AWS provides the perfect ecosystem for both offering scalability, automation, and deep observability across every layer.

Frequently Asked Questions (FAQ)

Q1. What is Blue-Green Deployment in AWS?
Blue-Green Deployment creates two identical environments Blue (live) and Green (new). Once the Green version is verified, traffic is switched over seamlessly, ensuring zero downtime.

Q2. What is Canary Deployment in AWS?
Canary Deployment releases new features gradually to a small set of users first, increasing traffic in stages to validate performance before a full rollout.

Q3. Which AWS service supports both deployment strategies?
AWS CodeDeploy supports both Blue-Green and Canary deployments for EC2, ECS, and Lambda workloads.


Q4. Which method is safer for production? 

Both are safe, but Canary Deployment minimizes risk further by gradually exposing new versions to users.

Q5. Can I combine Blue-Green and Canary Deployments?
Yes. You can deploy to a Green environment (Blue-Green) and gradually route traffic to it (Canary), combining the benefits of both.

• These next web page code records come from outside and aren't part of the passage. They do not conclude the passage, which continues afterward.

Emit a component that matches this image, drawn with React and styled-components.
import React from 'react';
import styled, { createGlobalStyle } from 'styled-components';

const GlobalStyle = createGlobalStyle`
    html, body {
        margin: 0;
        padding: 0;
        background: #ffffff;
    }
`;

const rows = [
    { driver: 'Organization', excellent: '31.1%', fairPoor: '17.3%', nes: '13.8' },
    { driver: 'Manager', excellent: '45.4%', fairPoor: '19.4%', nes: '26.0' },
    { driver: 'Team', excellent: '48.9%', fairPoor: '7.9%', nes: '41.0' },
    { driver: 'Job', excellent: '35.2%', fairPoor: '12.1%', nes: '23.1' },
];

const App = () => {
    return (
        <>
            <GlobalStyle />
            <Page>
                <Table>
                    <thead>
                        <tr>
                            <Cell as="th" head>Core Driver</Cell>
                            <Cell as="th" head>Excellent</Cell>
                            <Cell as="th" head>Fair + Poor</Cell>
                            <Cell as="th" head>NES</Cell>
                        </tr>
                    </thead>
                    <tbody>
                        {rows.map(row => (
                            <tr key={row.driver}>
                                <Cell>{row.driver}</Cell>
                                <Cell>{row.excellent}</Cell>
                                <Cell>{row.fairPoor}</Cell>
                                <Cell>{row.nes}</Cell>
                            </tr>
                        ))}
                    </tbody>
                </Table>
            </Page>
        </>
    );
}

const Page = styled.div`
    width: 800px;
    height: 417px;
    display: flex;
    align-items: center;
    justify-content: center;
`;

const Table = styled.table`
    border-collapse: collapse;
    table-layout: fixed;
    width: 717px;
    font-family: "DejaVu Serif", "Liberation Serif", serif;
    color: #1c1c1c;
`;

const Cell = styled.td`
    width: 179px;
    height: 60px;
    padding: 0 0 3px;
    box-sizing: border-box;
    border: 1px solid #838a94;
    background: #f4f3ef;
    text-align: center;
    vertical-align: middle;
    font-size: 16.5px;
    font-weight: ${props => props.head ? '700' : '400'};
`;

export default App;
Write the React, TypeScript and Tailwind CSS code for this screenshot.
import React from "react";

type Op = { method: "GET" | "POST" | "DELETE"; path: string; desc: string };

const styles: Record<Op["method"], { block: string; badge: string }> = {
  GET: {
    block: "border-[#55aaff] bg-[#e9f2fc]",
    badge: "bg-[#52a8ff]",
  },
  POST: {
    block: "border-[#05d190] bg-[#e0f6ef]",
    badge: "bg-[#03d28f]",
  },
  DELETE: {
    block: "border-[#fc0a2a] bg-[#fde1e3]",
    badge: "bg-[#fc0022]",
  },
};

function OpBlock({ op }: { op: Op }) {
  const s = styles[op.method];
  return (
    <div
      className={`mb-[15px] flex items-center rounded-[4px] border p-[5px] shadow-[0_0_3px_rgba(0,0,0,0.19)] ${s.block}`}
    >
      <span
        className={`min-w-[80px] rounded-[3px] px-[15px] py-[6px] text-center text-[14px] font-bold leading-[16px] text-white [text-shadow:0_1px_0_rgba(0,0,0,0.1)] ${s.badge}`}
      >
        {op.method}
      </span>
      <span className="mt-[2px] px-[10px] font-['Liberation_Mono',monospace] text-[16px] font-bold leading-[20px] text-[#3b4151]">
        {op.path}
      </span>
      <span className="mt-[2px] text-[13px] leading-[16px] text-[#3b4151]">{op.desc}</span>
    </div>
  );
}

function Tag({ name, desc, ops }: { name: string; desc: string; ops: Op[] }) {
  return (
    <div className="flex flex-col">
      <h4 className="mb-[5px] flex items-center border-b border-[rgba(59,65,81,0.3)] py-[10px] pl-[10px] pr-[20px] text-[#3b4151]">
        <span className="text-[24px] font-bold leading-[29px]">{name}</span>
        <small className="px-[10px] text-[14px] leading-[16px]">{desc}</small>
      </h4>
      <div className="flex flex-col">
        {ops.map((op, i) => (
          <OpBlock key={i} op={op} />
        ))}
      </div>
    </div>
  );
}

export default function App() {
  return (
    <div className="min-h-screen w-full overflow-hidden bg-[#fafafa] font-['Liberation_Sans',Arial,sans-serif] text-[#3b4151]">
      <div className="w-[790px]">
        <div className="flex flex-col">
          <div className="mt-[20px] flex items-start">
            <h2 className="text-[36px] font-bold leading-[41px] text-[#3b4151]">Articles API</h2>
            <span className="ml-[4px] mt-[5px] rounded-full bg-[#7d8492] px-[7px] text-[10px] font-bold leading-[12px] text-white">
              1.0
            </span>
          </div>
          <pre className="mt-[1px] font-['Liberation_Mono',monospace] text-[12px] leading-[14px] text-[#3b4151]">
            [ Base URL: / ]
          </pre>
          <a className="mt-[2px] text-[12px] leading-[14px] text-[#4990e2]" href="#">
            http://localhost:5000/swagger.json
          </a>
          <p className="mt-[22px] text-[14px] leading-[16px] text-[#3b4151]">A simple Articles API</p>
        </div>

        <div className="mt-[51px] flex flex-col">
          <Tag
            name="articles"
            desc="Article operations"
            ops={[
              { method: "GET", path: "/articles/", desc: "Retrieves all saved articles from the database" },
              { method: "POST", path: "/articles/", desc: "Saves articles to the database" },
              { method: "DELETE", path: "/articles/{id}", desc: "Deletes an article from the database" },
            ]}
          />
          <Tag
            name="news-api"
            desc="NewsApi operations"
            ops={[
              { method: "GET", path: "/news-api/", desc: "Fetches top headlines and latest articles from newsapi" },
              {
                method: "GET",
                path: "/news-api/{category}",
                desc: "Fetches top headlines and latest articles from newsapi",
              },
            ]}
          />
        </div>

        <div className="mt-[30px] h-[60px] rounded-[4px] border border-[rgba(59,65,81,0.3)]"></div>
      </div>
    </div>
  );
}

Q6. Does Blue-Green Deployment require duplicate infrastructure?
Yes, it maintains two identical environments. This provides safety but doubles resource usage temporarily.

Q7. Is Canary Deployment suitable for microservices?
Absolutely. It works exceptionally well for microservice architectures using ECS, EKS, or Lambda.

Q8. How do you automate Blue-Green and Canary deployments on AWS?
Through AWS CodePipeline, CodeDeploy, CloudFormation, and observability tools like CloudWatch and X-Ray.

Q9. What happens if the new deployment fails?
You can instantly redirect traffic back (Blue-Green) or reduce canary traffic percentage (Canary), ensuring users aren’t impacted.

Q10. Which strategy should I choose for my business?

  • Choose Blue-Green for stability-critical applications.

  • Choose Canary for continuous innovation with live testing.

  • Use hybrid for balanced control and risk reduction.